There was so much more of course
See the John Scott Yoga App (there's a new update I hear) and in particular the in app purchase 'Windows on practice', its a full fifteen page transcription of one of John's Workshops at Stillpoint Yoga London last year,
I was asked if this will affect how I approach my own practice.
I'm already strongly focussed on the Vinyasa count so this has confirmed that even more, it's something I've been exploring in Ashtanga recently in relation to the count Krishnamachrya gives in Yoga Makaranda. For me, at the moment, it's all about the count.
I mentioned my inhalations and exhalations tend to be around six seconds in Ashtanga, nice to hear John mention that number, in certain postures I'll still slow it down even further in line with my Vinyasa krama practice but that too is also in line with Guruji's interviews and Krishnamacharya's yoga Makaranda.
Kumbhaka is perhaps a sticking point, I'm quite committed to continue exploring it further. John seems to identify the mini automatic pause between the inhalation and exhalation but I'm not sure he would extend it to two, four six seconds or more as Krishnamacharya does.

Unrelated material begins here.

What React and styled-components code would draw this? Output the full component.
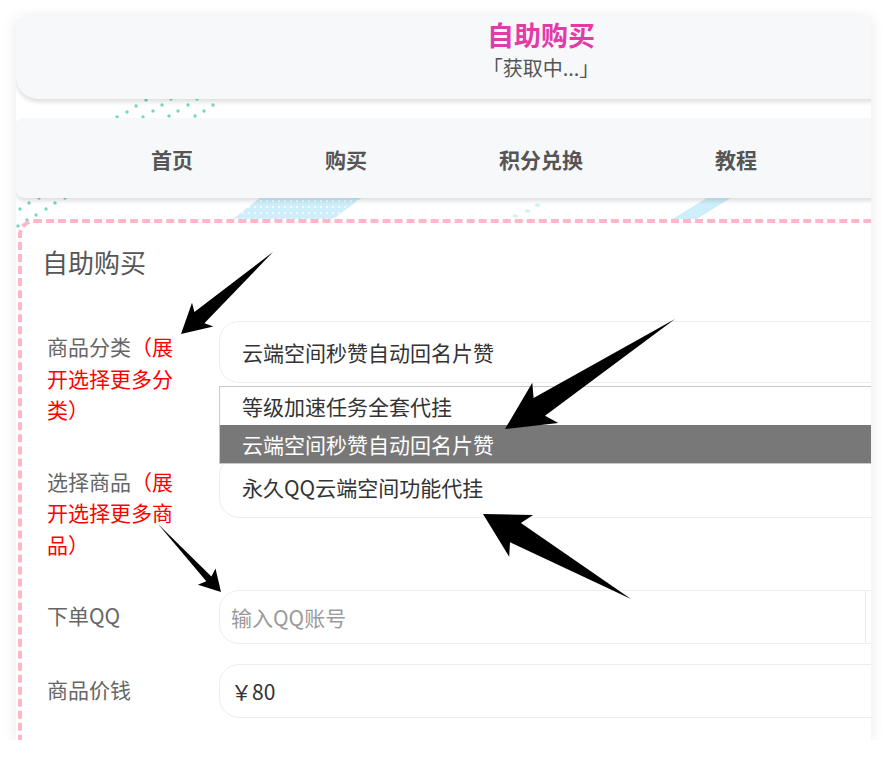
import styled, { createGlobalStyle } from "styled-components";

const Global = createGlobalStyle`
  html, body {
    margin: 0;
    padding: 0;
    background: #ffffff;
  }
  body {
    font-family: "Noto Sans CJK SC", "Noto Sans", sans-serif;
  }
  * {
    box-sizing: border-box;
  }
`;

const Page = styled.div`
  position: relative;
  margin: 16px 0 0 16px;
  width: 855px;
  height: 724px;
  overflow: hidden;
  background: #ffffff;
  box-shadow: 0 2px 14px rgba(0, 0, 0, 0.09);
`;

const Layer = styled.svg`
  position: absolute;
  top: 0;
  left: 0;
  width: 855px;
  height: 724px;
  pointer-events: none;
  z-index: ${(p) => p.$z};
`;

const Inner = styled.div`
  position: relative;
  z-index: 1;
  width: 1050px;
`;

const Header = styled.header`
  height: 83px;
  padding-top: 2px;
  display: flex;
  flex-direction: column;
  align-items: center;
  background: #f7f8fa;
  border-radius: 8px 8px 8px 22px;
  box-shadow: 0 3px 4px rgba(0, 0, 0, 0.13);
`;

const SiteTitle = styled.h1`
  margin: 0;
  font-size: 27px;
  line-height: 34px;
  font-weight: 700;
  color: #e23ba8;
`;

const Notice = styled.div`
  margin-top: 1px;
  font-size: 20px;
  line-height: 30px;
  color: #555;
`;

const Nav = styled.nav`
  margin-top: 19px;
  height: 80px;
  padding: 2px 0 0 135px;
  display: flex;
  align-items: center;
  gap: 132px;
  background: #f7f8fa;
  border-radius: 8px;
  box-shadow: 0 3px 4px rgba(0, 0, 0, 0.13);
`;

const NavItem = styled.a`
  font-size: 21px;
  font-weight: 700;
  color: #555;
  text-decoration: none;
  white-space: nowrap;
`;

const Panel = styled.section`
  margin: 21px 0 0 2px;
  width: 1044px;
  height: 560px;
  background: #ffffff;
  border: 4px dashed #ffb6c6;
  border-radius: 16px 0 0 0;
`;

const PanelHeading = styled.h2`
  margin: 0;
  padding: 19px 20px 0;
  font-size: 26px;
  line-height: 40px;
  font-weight: 400;
  color: #555;
`;

const PanelBody = styled.div`
  padding: 39px 25px 0;
`;

const FormGroup = styled.div`
  display: flex;
  align-items: flex-start;
  margin-bottom: 20px;
`;

const Label = styled.label`
  flex: 0 0 172px;
  padding: 10px 40px 10px 0;
  font-size: 21px;
  line-height: 31.5px;
  color: #666;
`;

const Hint = styled.span`
  color: #ff0000;
`;

const Field = styled.div`
  position: relative;
  flex: 1;
  display: flex;
`;

const SelectBox = styled.div`
  flex: 1;
  height: 62px;
  padding-left: 22px;
  display: flex;
  align-items: center;
  border: 1px solid #ededed;
  border-radius: 20px;
  font-size: 21px;
  color: #333;
  background: #fff;
`;

const Dropdown = styled.ul`
  position: absolute;
  top: calc(100% + 3px);
  left: 0;
  right: 0;
  margin: 0;
  padding: 0;
  list-style: none;
  background: #fff;
  border: 1px solid #c9c9c9;
  z-index: 3;
`;

const Option = styled.li`
  height: 38px;
  padding-left: 22px;
  display: flex;
  align-items: center;
  font-size: 21px;
  color: ${(p) => (p.$active ? "#fff" : "#333")};
  background: ${(p) => (p.$active ? "#787878" : "#fff")};
`;

const TextInput = styled.input`
  flex: 1;
  min-width: 0;
  height: 54px;
  padding: 0 0 0 11px;
  border: 1px solid #ededed;
  border-radius: ${(p) => (p.$joined ? "20px 0 0 20px" : "20px")};
  font-family: "Noto Sans CJK SC", "Noto Sans", sans-serif;
  font-size: 21px;
  color: #333;
  background: #fff;
  outline: none;

  &::placeholder {
    color: #9a9a9a;
  }
`;

const Addon = styled.span`
  flex: 0 0 167px;
  height: 54px;
  border: 1px solid #ededed;
  border-left: none;
  background: #fff;
`;

const dots = [
  [117, 117], [127, 112], [136, 106], [146, 100],
  [143, 117], [153, 111], [162, 105], [171, 99],
  [169, 116], [178, 111], [188, 105], [197, 99],
  [195, 116], [204, 111], [213, 105],
  [20, 209], [29, 203], [39, 198],
  [18, 226], [27, 220], [36, 215], [46, 209], [55, 203], [65, 198],
];

const Decor = () => (
  <Layer $z={0} viewBox="16 16 855 724">
    <defs>
      <pattern id="wd" width="6" height="6" patternUnits="userSpaceOnUse">
        <rect width="6" height="6" fill="#cdeefa" />
        <circle cx="3" cy="3" r="1" fill="#ffffff" />
      </pattern>
    </defs>
    {dots.map(([x, y], i) => (
      <circle key={i} cx={x} cy={y} r="1.7" fill="#74d8be" />
    ))}
    <polygon points="262,196 364,196 332,220 232,220" fill="url(#wd)" />
    <polygon points="710,196 734,196 695,220 671,220" fill="#cdeefa" />
    <polygon points="512,216 515,214 519,216 516,218" fill="#cff4ea" />
    <polygon points="524,211 527,209 531,211 528,213" fill="#cff4ea" />
    <polygon points="534,205 537,203 541,205 538,207" fill="#cff4ea" />
  </Layer>
);

const arrowPoints = (tx, ty, px, py, L, W, w) => {
  const dx = px - tx;
  const dy = py - ty;
  const len = Math.hypot(dx, dy);
  const ux = dx / len;
  const uy = dy / len;
  const nx = -uy;
  const ny = ux;
  const bx = px - ux * L * 0.85;
  const by = py - uy * L * 0.85;
  const hx = px - ux * L;
  const hy = py - uy * L;
  return [
    [tx, ty],
    [bx + (nx * w) / 2, by + (ny * w) / 2],
    [hx + nx * W, hy + ny * W],
    [px, py],
    [hx - nx * W, hy - ny * W],
    [bx - (nx * w) / 2, by - (ny * w) / 2],
  ]
    .map((p) => p.map((v) => v.toFixed(1)).join(","))
    .join(" ");
};

const arrows = [
  [273, 252, 181, 334, 29, 16, 15],
  [675, 319, 505, 429, 48, 24, 21],
  [631, 599, 483, 514, 44, 24, 22],
  [158, 524, 221, 592, 21, 12, 7],
];

const Arrows = () => (
  <Layer $z={4} viewBox="16 16 855 724">
    {arrows.map((a, i) => (
      <polygon key={i} points={arrowPoints(...a)} fill="#000" />
    ))}
  </Layer>
);

const App = () => {
  return (
    <>
      <Global />
      <Page>
        <Decor />
        <Inner>
          <Header>
            <SiteTitle>自助购买</SiteTitle>
            <Notice>「获取中...」</Notice>
          </Header>

          <Nav>
            <NavItem>首页</NavItem>
            <NavItem>购买</NavItem>
            <NavItem>积分兑换</NavItem>
            <NavItem>教程</NavItem>
          </Nav>

          <Panel>
            <PanelHeading>自助购买</PanelHeading>
            <PanelBody>
              <FormGroup>
                <Label>
                  商品分类<Hint>（展</Hint>
                  <br />
                  <Hint>开选择更多分</Hint>
                  <br />
                  <Hint>类）</Hint>
                </Label>
                <Field>
                  <SelectBox>云端空间秒赞自动回名片赞</SelectBox>
                  <Dropdown>
                    <Option>等级加速任务全套代挂</Option>
                    <Option $active>云端空间秒赞自动回名片赞</Option>
                  </Dropdown>
                </Field>
              </FormGroup>

              <FormGroup>
                <Label>
                  选择商品<Hint>（展</Hint>
                  <br />
                  <Hint>开选择更多商</Hint>
                  <br />
                  <Hint>品）</Hint>
                </Label>
                <Field>
                  <SelectBox>永久QQ云端空间功能代挂</SelectBox>
                </Field>
              </FormGroup>

              <FormGroup>
                <Label>下单QQ</Label>
                <Field>
                  <TextInput $joined placeholder="输入QQ账号" readOnly />
                  <Addon />
                </Field>
              </FormGroup>

              <FormGroup>
                <Label>商品价钱</Label>
                <Field>
                  <TextInput value="￥80" readOnly />
                </Field>
              </FormGroup>
            </PanelBody>
          </Panel>
        </Inner>
        <Arrows />
      </Page>
    </>
  );
};

export default App;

Vinyasa Krama. It's well know that both Krishnamacharya and Pattabhi Jois had a vast tool box of asana that they could call on when necessary, both would use them to help in healing and in helping their students achieve posture i.e. preparatory postures. Vinyasa Krama is a great way of maintaining that tool chest. It's also for me the perfect evening practice, a short subroutine or two before settling down into pranayama and meditation practice.